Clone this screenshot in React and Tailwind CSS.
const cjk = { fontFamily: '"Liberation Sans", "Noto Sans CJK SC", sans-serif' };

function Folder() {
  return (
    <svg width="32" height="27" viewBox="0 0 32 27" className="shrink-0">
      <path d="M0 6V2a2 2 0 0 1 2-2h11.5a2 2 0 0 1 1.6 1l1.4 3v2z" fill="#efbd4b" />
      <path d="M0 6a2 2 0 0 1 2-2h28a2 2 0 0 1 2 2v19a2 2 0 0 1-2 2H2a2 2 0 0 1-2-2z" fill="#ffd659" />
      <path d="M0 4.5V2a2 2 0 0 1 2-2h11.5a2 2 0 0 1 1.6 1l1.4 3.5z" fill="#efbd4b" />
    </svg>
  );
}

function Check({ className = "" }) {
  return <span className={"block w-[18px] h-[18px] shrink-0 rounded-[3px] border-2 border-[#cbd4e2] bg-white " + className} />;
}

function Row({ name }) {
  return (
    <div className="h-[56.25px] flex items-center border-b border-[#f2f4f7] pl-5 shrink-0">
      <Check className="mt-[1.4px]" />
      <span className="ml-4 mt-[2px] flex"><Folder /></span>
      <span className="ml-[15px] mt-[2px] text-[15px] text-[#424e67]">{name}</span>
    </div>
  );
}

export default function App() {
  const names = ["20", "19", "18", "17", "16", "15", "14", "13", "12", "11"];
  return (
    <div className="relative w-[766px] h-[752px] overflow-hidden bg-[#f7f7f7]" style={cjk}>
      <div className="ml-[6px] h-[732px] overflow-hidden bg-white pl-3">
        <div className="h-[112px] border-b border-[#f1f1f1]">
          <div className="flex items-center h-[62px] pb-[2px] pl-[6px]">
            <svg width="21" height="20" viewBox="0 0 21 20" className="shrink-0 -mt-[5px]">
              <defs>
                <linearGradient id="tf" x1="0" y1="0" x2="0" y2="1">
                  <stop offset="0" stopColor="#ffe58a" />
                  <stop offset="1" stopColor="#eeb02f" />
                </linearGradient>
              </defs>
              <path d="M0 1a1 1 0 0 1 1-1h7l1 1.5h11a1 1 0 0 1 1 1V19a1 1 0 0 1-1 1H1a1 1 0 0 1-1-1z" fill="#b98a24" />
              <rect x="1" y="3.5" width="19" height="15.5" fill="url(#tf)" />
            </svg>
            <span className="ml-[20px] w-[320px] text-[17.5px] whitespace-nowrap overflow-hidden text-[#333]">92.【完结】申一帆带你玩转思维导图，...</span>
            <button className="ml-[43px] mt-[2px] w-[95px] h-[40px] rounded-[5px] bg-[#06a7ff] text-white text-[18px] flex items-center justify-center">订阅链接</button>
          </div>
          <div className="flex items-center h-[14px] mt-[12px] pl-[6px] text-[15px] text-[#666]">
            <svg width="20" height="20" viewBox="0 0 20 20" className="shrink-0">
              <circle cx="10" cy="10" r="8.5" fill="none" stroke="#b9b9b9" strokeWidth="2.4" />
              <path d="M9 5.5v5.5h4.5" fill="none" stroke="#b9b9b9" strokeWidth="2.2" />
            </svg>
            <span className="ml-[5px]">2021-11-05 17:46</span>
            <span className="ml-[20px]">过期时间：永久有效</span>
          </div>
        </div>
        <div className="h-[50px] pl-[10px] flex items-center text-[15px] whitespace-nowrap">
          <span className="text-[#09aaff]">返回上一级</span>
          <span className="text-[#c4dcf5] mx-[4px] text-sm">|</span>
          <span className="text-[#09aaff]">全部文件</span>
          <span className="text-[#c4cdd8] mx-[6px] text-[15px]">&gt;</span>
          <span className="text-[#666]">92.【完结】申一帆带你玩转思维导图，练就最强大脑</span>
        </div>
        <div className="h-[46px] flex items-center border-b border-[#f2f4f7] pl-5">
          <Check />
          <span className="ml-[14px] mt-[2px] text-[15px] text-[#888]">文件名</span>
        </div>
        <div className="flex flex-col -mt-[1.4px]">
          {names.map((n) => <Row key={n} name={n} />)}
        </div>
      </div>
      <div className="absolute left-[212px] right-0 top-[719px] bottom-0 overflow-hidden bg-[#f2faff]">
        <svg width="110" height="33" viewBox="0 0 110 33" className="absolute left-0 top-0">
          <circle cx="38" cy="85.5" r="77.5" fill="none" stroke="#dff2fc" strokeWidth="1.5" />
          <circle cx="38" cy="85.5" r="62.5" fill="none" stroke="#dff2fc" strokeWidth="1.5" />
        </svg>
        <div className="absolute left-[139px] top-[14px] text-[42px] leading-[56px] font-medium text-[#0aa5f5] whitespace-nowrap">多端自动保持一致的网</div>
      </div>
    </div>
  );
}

+++++

SHORT TASK. Can you reproduce all the material exactly?

COMPLETE OUTPUT.
Clone this screenshot in React and Tailwind CSS.
const cjk = { fontFamily: '"Liberation Sans", "Noto Sans CJK SC", sans-serif' };

function Folder() {
  return (
    <svg width="32" height="27" viewBox="0 0 32 27" className="shrink-0">
      <path d="M0 6V2a2 2 0 0 1 2-2h11.5a2 2 0 0 1 1.6 1l1.4 3v2z" fill="#efbd4b" />
      <path d="M0 6a2 2 0 0 1 2-2h28a2 2 0 0 1 2 2v19a2 2 0 0 1-2 2H2a2 2 0 0 1-2-2z" fill="#ffd659" />
      <path d="M0 4.5V2a2 2 0 0 1 2-2h11.5a2 2 0 0 1 1.6 1l1.4 3.5z" fill="#efbd4b" />
    </svg>
  );
}

function Check({ className = "" }) {
  return <span className={"block w-[18px] h-[18px] shrink-0 rounded-[3px] border-2 border-[#cbd4e2] bg-white " + className} />;
}

function Row({ name }) {
  return (
    <div className="h-[56.25px] flex items-center border-b border-[#f2f4f7] pl-5 shrink-0">
      <Check className="mt-[1.4px]" />
      <span className="ml-4 mt-[2px] flex"><Folder /></span>
      <span className="ml-[15px] mt-[2px] text-[15px] text-[#424e67]">{name}</span>
    </div>
  );
}

export default function App() {
  const names = ["20", "19", "18", "17", "16", "15", "14", "13", "12", "11"];
  return (
    <div className="relative w-[766px] h-[752px] overflow-hidden bg-[#f7f7f7]" style={cjk}>
      <div className="ml-[6px] h-[732px] overflow-hidden bg-white pl-3">
        <div className="h-[112px] border-b border-[#f1f1f1]">
          <div className="flex items-center h-[62px] pb-[2px] pl-[6px]">
            <svg width="21" height="20" viewBox="0 0 21 20" className="shrink-0 -mt-[5px]">
              <defs>
                <linearGradient id="tf" x1="0" y1="0" x2="0" y2="1">
                  <stop offset="0" stopColor="#ffe58a" />
                  <stop offset="1" stopColor="#eeb02f" />
                </linearGradient>
              </defs>
              <path d="M0 1a1 1 0 0 1 1-1h7l1 1.5h11a1 1 0 0 1 1 1V19a1 1 0 0 1-1 1H1a1 1 0 0 1-1-1z" fill="#b98a24" />
              <rect x="1" y="3.5" width="19" height="15.5" fill="url(#tf)" />
            </svg>
            <span className="ml-[20px] w-[320px] text-[17.5px] whitespace-nowrap overflow-hidden text-[#333]">92.【完结】申一帆带你玩转思维导图，...</span>
            <button className="ml-[43px] mt-[2px] w-[95px] h-[40px] rounded-[5px] bg-[#06a7ff] text-white text-[18px] flex items-center justify-center">订阅链接</button>
          </div>
          <div className="flex items-center h-[14px] mt-[12px] pl-[6px] text-[15px] text-[#666]">
            <svg width="20" height="20" viewBox="0 0 20 20" className="shrink-0">
              <circle cx="10" cy="10" r="8.5" fill="none" stroke="#b9b9b9" strokeWidth="2.4" />
              <path d="M9 5.5v5.5h4.5" fill="none" stroke="#b9b9b9" strokeWidth="2.2" />
            </svg>
            <span className="ml-[5px]">2021-11-05 17:46</span>
            <span className="ml-[20px]">过期时间：永久有效</span>
          </div>
        </div>
        <div className="h-[50px] pl-[10px] flex items-center text-[15px] whitespace-nowrap">
          <span className="text-[#09aaff]">返回上一级</span>
          <span className="text-[#c4dcf5] mx-[4px] text-sm">|</span>
          <span className="text-[#09aaff]">全部文件</span>
          <span className="text-[#c4cdd8] mx-[6px] text-[15px]">&gt;</span>
          <span className="text-[#666]">92.【完结】申一帆带你玩转思维导图，练就最强大脑</span>
        </div>
        <div className="h-[46px] flex items-center border-b border-[#f2f4f7] pl-5">
          <Check />
          <span className="ml-[14px] mt-[2px] text-[15px] text-[#888]">文件名</span>
        </div>
        <div className="flex flex-col -mt-[1.4px]">
          {names.map((n) => <Row key={n} name={n} />)}
        </div>
      </div>
      <div className="absolute left-[212px] right-0 top-[719px] bottom-0 overflow-hidden bg-[#f2faff]">
        <svg width="110" height="33" viewBox="0 0 110 33" className="absolute left-0 top-0">
          <circle cx="38" cy="85.5" r="77.5" fill="none" stroke="#dff2fc" strokeWidth="1.5" />
          <circle cx="38" cy="85.5" r="62.5" fill="none" stroke="#dff2fc" strokeWidth="1.5" />
        </svg>
        <div className="absolute left-[139px] top-[14px] text-[42px] leading-[56px] font-medium text-[#0aa5f5] whitespace-nowrap">多端自动保持一致的网</div>
      </div>
    </div>
  );
}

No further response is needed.